Coastal problems are a legitimate issue in the modern world, but so far we haven’t found an ambitious solution. For the most part, our answer is to use hard engineering techniques like flood walls to protect our cities from coastal damage.
In the past much more ambitious ideas were put forward, such as this plan for a so-called sky city. In this plan, chosen communities would be hoisted into the air with huge helium balloons to protect them from damage. These contraptions would make use of cloud skippers, which would float on the jet stream, allowing them to be maintained in the air with minimal resources. The idea was a competition entry, designed as a housing solution to be used in the aftermath of a coastal disaster.[9]
1 Multi-Level Traffic
Another unusual solution from the same report was drawn up by Colin Buchanan in 1963. At the time, car ownership was growing in the UK, and was only expected to grow quicker. The Ministry of Transport was worried about the effect this would have on roads, so they began thinking of potential solutions.

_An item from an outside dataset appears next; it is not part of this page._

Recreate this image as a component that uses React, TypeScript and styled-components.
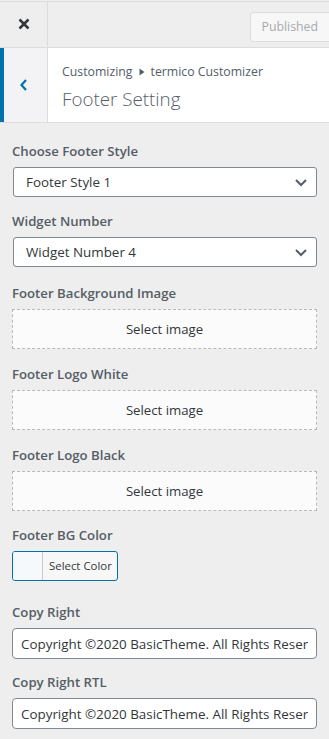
import React from "react";
import styled, { createGlobalStyle } from "styled-components";

const Global = createGlobalStyle`
  html, body { margin: 0; padding: 0; background: #eeeeee; }
  body { font-family: "Open Sans", "Noto Sans", sans-serif; color: #555d66; }
  * { box-sizing: border-box; }
`;

const Page = styled.div`
  width: 329px;
  min-height: 739px;
  background: #eeeeee;
  overflow: hidden;
`;

const TopBar = styled.header`
  margin-top: 1px;
  height: 47px;
  border-top: 1px solid #dddddd;
  border-bottom: 1px solid #dddddd;
  display: flex;
  align-items: stretch;
  justify-content: space-between;
`;

const CloseButton = styled.button`
  width: 48px;
  border: none;
  border-right: 1px solid #dddddd;
  background: transparent;
  display: flex;
  align-items: center;
  justify-content: center;
  padding: 0;
  margin-top: -1px;
`;

const PublishedButton = styled.div`
  margin-top: 10px;
  margin-right: -12px;
  height: 30px;
  padding: 0 22px 0 10px;
  border: 1px solid #dddddd;
  border-radius: 3px;
  background: #f7f7f7;
  color: #a7aaad;
  font-size: 12.3px;
  line-height: 28px;
  align-self: flex-start;
`;

const SectionHead = styled.div`
  height: 75px;
  background: #ffffff;
  border-bottom: 1px solid #dddddd;
  display: flex;
  align-items: stretch;
`;

const BackButton = styled.button`
  width: 48px;
  border: none;
  border-left: 4px solid #0073aa;
  border-right: 1px solid #dddddd;
  background: #f3f3f5;
  display: flex;
  align-items: center;
  justify-content: center;
  padding: 0 4px 0 0;
`;

const TitleBlock = styled.div`
  padding: 14px 0 0 14px;
  display: flex;
  flex-direction: column;
`;

const Crumb = styled.span`
  font-size: 12.3px;
  line-height: 20px;
  color: #555d66;
  display: flex;
  align-items: center;
  gap: 6px;
`;

const Title = styled.h2`
  margin: 5px 0 0;
  font-size: 18.8px;
  line-height: 24px;
  font-weight: 300;
  color: #555d66;
`;

const Controls = styled.div`
  padding: 16px 12px 12px 12px;
  display: flex;
  flex-direction: column;
`;

const Control = styled.div<{ $mb?: number }>`
  margin-bottom: ${(p) => (p.$mb ?? 13)}px;
`;

const Label = styled.label`
  display: block;
  font-size: 13.2px;
  font-weight: 600;
  line-height: 24px;
  margin-bottom: 4px;
  color: #555d66;
`;

const SelectBox = styled.div`
  margin-left: 1px;
  height: 30px;
  border: 1px solid #7e8993;
  border-radius: 3px;
  background: #ffffff;
  display: flex;
  align-items: center;
  justify-content: space-between;
  padding: 0 8px 0 12px;
  font-size: 13.4px;
  color: #32373c;
`;

const DropZone = styled.div`
  height: 40px;
  border: 1px dashed #b4b9be;
  background: #fbfbfb;
  display: flex;
  align-items: center;
  justify-content: center;
  font-size: 13.2px;
  color: #32373c;
`;

const ColorButton = styled.div`
  width: 106px;
  height: 30px;
  border: 1px solid #0073aa;
  border-radius: 3px;
  background: #f7f7f7;
  display: flex;
  align-items: stretch;
  overflow: hidden;
`;

const Swatch = styled.span`
  width: 30px;
  background: #f5f9fc;
  border-right: 1px solid #cccccc;
`;

const ColorText = styled.span`
  flex: 1;
  font-size: 11.4px;
  line-height: 28px;
  color: #32373c;
  padding-left: 6px;
`;

const TextInput = styled.input`
  width: 100%;
  height: 31px;
  border: 1px solid #7e8993;
  border-radius: 4px;
  background: #ffffff;
  padding: 0 8px;
  font-family: inherit;
  font-size: 13.4px;
  color: #32373c;
  outline: none;
`;

const Chevron = () => (
  <svg width="14" height="10" viewBox="0 0 14 10">
    <path d="M2 3 L7 8 L12 3" fill="none" stroke="#555d66" strokeWidth="2" />
  </svg>
);

const Select = ({ value }: { value: string }) => (
  <SelectBox>
    <span>{value}</span>
    <Chevron />
  </SelectBox>
);

export default function App() {
  const copy = "Copyright ©2020 BasicTheme. All Rights Reserved.";
  return (
    <Page>
      <Global />
      <TopBar>
        <CloseButton aria-label="Close">
          <svg width="14" height="14" viewBox="0 0 14 14">
            <path d="M2.5 2.5 L11.5 11.5 M11.5 2.5 L2.5 11.5" stroke="#32373c" strokeWidth="2.5" />
          </svg>
        </CloseButton>
        <PublishedButton>Published</PublishedButton>
      </TopBar>
      <SectionHead>
        <BackButton aria-label="Back">
          <svg width="10" height="14" viewBox="0 0 10 14">
            <path d="M7 2 L2.5 7 L7 12" fill="none" stroke="#0073aa" strokeWidth="2.2" />
          </svg>
        </BackButton>
        <TitleBlock>
          <Crumb>
            Customizing
            <svg width="6" height="8" viewBox="0 0 6 8">
              <path d="M0.5 0.5 L5.5 4 L0.5 7.5 Z" fill="#555d66" />
            </svg>
            termico Customizer
          </Crumb>
          <Title>Footer Setting</Title>
        </TitleBlock>
      </SectionHead>
      <Controls>
        <Control $mb={12}>
          <Label>Choose Footer Style</Label>
          <Select value="Footer Style 1" />
        </Control>
        <Control $mb={14}>
          <Label>Widget Number</Label>
          <Select value="Widget Number 4" />
        </Control>
        <Control>
          <Label>Footer Background Image</Label>
          <DropZone>Select image</DropZone>
        </Control>
        <Control>
          <Label>Footer Logo White</Label>
          <DropZone>Select image</DropZone>
        </Control>
        <Control $mb={12}>
          <Label>Footer Logo Black</Label>
          <DropZone>Select image</DropZone>
        </Control>
        <Control $mb={19}>
          <Label>Footer BG Color</Label>
          <ColorButton>
            <Swatch />
            <ColorText>Select Color</ColorText>
          </ColorButton>
        </Control>
        <Control $mb={11}>
          <Label>Copy Right</Label>
          <TextInput defaultValue={copy} />
        </Control>
        <Control>
          <Label>Copy Right RTL</Label>
          <TextInput defaultValue={copy} />
        </Control>
      </Controls>
    </Page>
  );
}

They came up with a plan that would fundamentally alter the look of cities in the UK. Alongside more conventional solutions, such as using speed bumps to encourage slower driving, they came up with a plan to separate pedestrian and vehicle traffic by building raised walkways for pedestrians. Multi-level traffic would allow the city to handle a much higher volume of traffic without having to tackle high levels of congestion or using too much space. The sheer cost of building these new concrete tiers probably meant the plan was never truly possible, but it’s an interesting vision of what the UK’s cities could have looked like. It would almost certainly have improved things, too—unless you were a cyclist.